Phoenix's portrayal as a mentally ill man who takes to a life of crime after society gives him a rough ride is nothing new. There have been economic downturns before – if a moral message was the point, why not point the finger at 2019?

Pages ripped from Library of Babel

Joker belongs on the dust heap of Hollywood barrel-scraping. The film is either a cliched character study of one of fiction's greatest villains or a failed attempt at incisive social commentary. The perpetual chatter that it's a take-down of Western avarice and Dickensian dichotomies is artisan affectation of the worst kind (and one has to ask how Robert De Niro got roped into it.

If I'm cruel, it's because Phillips could and should have made the Batman film we're all pining for. Origin stories are a busted flush, but so are two-hour pictures focussing on characters designed for ensemble interaction. We live in an age when Harley Quinn gets a Joker-less movie, a Joker movie without Batman, and a cheeky new Breaking Bad movie without Walter White. Diminishing returns and low quality are the answer to the quick-buck retreading of great ideas.

Joker, more than usual, feels like scriptwriters and studios were wandering through the Library of Babel, ripping out pages and then using Sellotape. Yes, there's Thomas Wayne and look, a young Bruce, but what are you trying to tell me? What’s the point?

If, as has been suggested elsewhere, Joker is a fresh take on mental illness, it's insulting. You’re sick, so a life of crime has to follow; post hoc ergo propter hoc? Breaking Bad spent five painstaking years achieving that unrivalled characterisation and genius.

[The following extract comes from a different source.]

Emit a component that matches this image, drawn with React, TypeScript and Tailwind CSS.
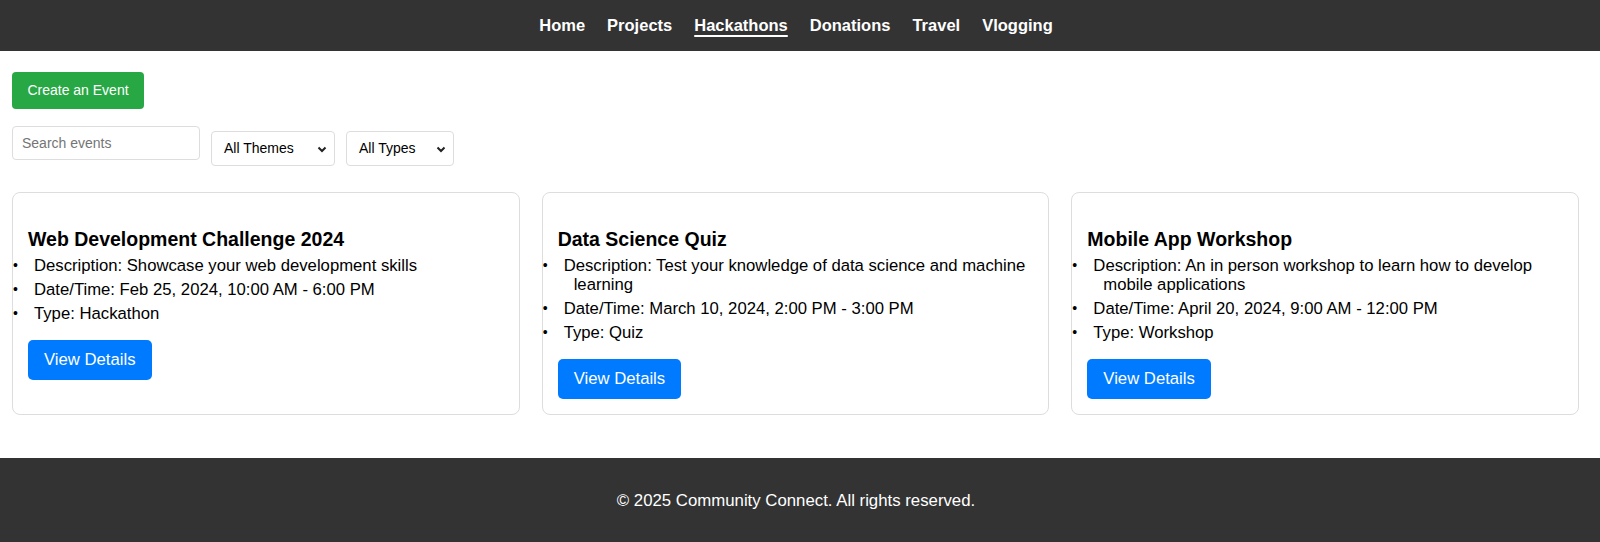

All of this begs the question as to why Joker is hailed as a gutsy indulgence of one of pop culture's all-time most magnificent baddies. Phoenix puts in an excellent performance but, again, to what end?

Lacking in nuance

It's impossible to feel sorry for a character that has, over 80 years, raped, mutilated and murdered. Is the audience meant to forget it's embedded foreknowledge because poor Arthur Fleck was abused? Worse still, are we condemn Batman for beating down on the mentally ill as a tyrannical fascist?

Miller's comic The Dark Knight Returns – arguably one of the greatest satires of the greed, stupidity, corruption and moral hypocrisy of the 1980s – deals with this in far greater detail and complexity. The warped wrangling of Batman, the rich ‘fascist’ versus the unhinged, beat-down bad guys, is intermeshed with news reports and fickle opinions of a city which wants protection but none of the brutality required to achieve it.

Phillip's cliched script has no nuance, and nothing to say beyond those with a mental illness who encounter daily cruelty are pre-destined for a life of crime. If that's not despicable and grim, I don't know what is.

Antithesis and imagination are the crucibles from where we get our moral centre. They also require a suspension of reality that doesn't needlessly tell us a backstory best left to the imagination. Showing Hannibal Lecter as an orphaned boy or giving Darth Vader a fear of sand or making Blofeld James Bond's secret brother are unforgivable retroactions. Leave the classics, think of something new, will you?

The Joker has a myriad of origin stories which are bleak and twisted and far more than just dropping someone into acid. 'Gritty' and 'irresponsible' are adjectives bandied around as if the film has pinned up a sign-up sheet for violence. No – it's held up a mirror to anyone who finds a sad story entertaining when life is, as Hobbes said, already solitary, poor, nasty, brutish and short.

Films today plunder every facet of a famous franchise and for a fast buck and call it new. They presume audiences want to see the trees when the woods do just fine. Maybe in the post-Marvel era, I held out hope for a winged Bat at the end of Joker, alas the joke was on me.